Il buvait bien plus que la moyenne, mais il me manque toujours

Je ne suis certainement pas le seul à avoir eu des professeurs qui ne faisaient pas ce qu’il fallait faire. Certains faisaient moins. D’autres faisaient beaucoup plus. Je me souviens de mon professeur d’histoire au collège Saint-Gommaire de Lierre au début des années 70. Il était ouvertement homosexuel, chose difficile à l’époque. Pendant les examens oraux il fumait, ce qui serait impossible aujourd’hui, mais était déjà interdit il y a cinquante ans. Mon professeur buvait bien plus que la moyenne et ne suivait pas fidèlement le programme obligatoire, loin de là. Mais il ne devait jamais demander le silence, pour la simple raison qu’il avait quelque chose à dire et le disait bien. Comme toute personne intelligente, il était critique voire sceptique du pouvoir. Et il répéta : ne marchez jamais derrière un drapeau. Aucun drapeau, ni le ‘bon’, ni le ‘mauvais’. Souvent, je n’étais pas d’accord avec lui et on discutait. Hélas, j’ai eu le dernier mot, ayant parlé pendant ses funérailles en 2020. Il me manque toujours, bien que je le voyais peu. Il ne faut pas toujours voir les gens pour les avoir dans son cœur.

Le dilemme des normes

Un dilemme délicat se dessine. D’une part, notre société exige des garanties de qualité, prescrit des tests, des évaluations, des programmes fixes et des contrôles permanents.

D’autre part, le professeur inspirant a besoin de liberté pour vivre pleinement sa vocation. On pourrait même dire qu’une multitude de normes ayant pour but de garantir la qualité, conduit finalement à l’inverse, à la médiocrité. Si on suit les normes, on fera son devoir, mais on n’inspirera personne.
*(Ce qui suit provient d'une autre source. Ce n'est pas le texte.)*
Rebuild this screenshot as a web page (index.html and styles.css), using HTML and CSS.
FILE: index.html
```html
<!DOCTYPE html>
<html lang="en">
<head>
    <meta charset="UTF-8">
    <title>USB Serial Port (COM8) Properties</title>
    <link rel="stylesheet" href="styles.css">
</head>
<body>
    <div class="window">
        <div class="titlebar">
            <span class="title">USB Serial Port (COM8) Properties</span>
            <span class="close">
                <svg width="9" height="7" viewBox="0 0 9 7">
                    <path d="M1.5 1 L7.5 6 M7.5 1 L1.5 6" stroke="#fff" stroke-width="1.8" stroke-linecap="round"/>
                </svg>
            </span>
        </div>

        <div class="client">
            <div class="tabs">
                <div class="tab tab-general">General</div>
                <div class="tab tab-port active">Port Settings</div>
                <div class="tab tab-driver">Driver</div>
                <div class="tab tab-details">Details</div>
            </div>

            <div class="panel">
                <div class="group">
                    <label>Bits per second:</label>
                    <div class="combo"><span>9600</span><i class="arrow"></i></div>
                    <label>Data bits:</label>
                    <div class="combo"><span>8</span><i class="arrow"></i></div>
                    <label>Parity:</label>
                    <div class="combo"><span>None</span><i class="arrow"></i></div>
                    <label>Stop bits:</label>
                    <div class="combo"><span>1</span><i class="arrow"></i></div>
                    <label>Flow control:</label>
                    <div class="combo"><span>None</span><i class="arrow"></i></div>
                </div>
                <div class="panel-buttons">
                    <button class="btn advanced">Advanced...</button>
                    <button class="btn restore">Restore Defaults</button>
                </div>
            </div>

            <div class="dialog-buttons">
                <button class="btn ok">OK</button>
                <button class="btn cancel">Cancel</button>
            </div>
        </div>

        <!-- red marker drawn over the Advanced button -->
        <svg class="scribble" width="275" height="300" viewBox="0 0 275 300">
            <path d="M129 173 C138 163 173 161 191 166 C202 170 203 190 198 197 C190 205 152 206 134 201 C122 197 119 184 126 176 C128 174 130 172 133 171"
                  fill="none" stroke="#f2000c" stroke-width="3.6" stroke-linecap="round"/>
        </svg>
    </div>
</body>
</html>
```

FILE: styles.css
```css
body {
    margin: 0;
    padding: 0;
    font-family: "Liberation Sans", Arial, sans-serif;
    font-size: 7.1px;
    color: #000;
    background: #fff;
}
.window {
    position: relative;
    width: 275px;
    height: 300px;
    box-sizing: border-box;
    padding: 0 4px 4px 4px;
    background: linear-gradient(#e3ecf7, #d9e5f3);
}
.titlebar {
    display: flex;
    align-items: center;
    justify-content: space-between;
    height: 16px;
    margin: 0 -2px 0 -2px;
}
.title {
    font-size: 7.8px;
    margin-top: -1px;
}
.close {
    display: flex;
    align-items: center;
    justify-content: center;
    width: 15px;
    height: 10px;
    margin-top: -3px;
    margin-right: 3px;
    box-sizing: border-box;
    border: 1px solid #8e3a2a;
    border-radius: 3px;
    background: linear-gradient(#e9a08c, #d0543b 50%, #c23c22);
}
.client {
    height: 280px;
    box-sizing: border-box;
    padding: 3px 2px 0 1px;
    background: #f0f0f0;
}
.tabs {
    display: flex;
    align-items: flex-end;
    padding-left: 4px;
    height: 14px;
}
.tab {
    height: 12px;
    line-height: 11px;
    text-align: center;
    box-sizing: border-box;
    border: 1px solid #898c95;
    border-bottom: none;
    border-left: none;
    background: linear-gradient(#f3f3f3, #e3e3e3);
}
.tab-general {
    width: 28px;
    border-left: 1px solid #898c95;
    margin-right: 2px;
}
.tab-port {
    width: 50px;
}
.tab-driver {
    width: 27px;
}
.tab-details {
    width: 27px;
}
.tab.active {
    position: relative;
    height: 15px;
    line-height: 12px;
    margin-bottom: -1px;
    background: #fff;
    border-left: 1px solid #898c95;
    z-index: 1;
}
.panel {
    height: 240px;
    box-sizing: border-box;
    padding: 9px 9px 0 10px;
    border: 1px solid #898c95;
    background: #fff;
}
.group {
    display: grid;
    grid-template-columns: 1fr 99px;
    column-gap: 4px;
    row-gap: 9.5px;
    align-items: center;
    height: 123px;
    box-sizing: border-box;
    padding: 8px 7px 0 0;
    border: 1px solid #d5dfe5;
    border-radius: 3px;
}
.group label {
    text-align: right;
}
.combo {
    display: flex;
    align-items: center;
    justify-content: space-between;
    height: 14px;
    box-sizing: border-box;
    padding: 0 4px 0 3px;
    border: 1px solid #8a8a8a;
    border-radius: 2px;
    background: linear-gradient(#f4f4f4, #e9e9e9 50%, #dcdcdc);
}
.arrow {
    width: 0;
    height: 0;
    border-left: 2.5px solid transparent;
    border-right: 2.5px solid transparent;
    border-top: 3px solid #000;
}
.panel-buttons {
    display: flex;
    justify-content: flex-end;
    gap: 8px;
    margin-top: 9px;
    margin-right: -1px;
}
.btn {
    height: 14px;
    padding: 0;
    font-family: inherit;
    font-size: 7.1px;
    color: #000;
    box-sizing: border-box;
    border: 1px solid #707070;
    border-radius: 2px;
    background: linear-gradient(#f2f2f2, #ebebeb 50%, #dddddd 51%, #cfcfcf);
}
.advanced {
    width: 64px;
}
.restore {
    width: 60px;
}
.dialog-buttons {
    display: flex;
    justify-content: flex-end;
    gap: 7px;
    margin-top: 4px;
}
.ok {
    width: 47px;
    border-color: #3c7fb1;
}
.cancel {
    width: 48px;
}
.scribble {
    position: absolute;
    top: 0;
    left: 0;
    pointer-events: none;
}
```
Souvent on dit : la confiance est bonne, le contrôle est meilleur. Quelle erreur ! Certes, le contrôle parvient à sanctionner ceux qui abusent de leur liberté, mais en même temps il décourage ceux qui en font usage. En outre, le contrôleur donne l’impression d’être plus grand, plus brillant, plus sage, plus compétent que celui qui est contrôlé. Pourquoi en serait-il ainsi ? Souvent, c’est le contraire qui se produit. La personne ‘contrôlée’ a du courage, ose se mouiller. Le contrôleur, quant à lui, n’est qu’un spectateur pas toujours engagé.